Quel rapport avec les pigeons, me diriez-vous ?

Celui-ci : le système décrit ci-dessus a la formidable propriété de faire croire au travail qu'il joue son intérêt. Le travailleur est juridiquement égal à l'employeur et par conséquent, tout le reste est sensé être affaire de choix et d'habileté personnelle. Si vous n'y arrivez pas, vous devez réessayer et surtout ne jamais remettre en question le cadre de cette compétition parce qu'après tout, vous avez l'égalité ! Que voudriez-vous de plus ?
Les jeunes d'aujourd'hui ont tellement intégré leur précarisation qu'ils ne songent même plus à lutter contre. Leur malheur présent est gravé dans le marbre et seul leur reste, pour se consoler, un hypothétique lendemain vengeur où, enfin, leurs efforts paieront, leur génie sera reconnu et leur compte en banque mieux rempli. Une sorte de crédit sur l'ambition, en somme, qui viendrait engraisser le reste des crédits sur lesquels nous vivotons aujourd'hui.
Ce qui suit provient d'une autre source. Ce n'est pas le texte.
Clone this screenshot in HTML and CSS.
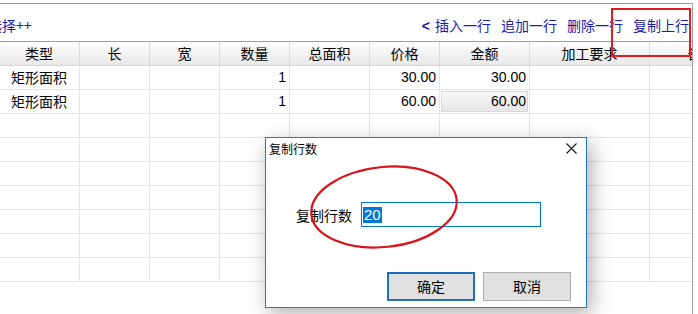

Au XIXème siècle, les ouvriers ont appris à la dure que leur isolation sous prétexte d'en faire des acteurs économiques indépendants et égaux, et leur mise en concurrence individuelle, n'avait abouti qu'à leur mise en esclavage pure et simple. Il a fallu la destruction des jours fériés, la généralisation du travail des enfants et les déportations massives de main-d'oeuvre selon les besoins des producteurs pour qu'ils s'en rendent compte. La culture de l'auto-entrepreneur d'aujourd'hui, résultat de l'inculture historique et politique crasse de la génération dite "Y", est en train de reproduire le même schéma.

Donc à tous ces types qui ne veulent pas participer aux efforts collectifs et qui ne rêve que d'être le seul mec sur cent qui s'en sortira, souvenez-vous d'une chose. En face, les riches ont une stratégie de classe. En face, ils se serrent les coudes. En face, ils ont lu et très, très bien compris Marx.

Et si un jour ils vous acceptent en leur sein, ce ne sera jamais pour votre génie ils s'en moquent, mais ce sera toujours par gratitude d'avoir trahi les vôtres.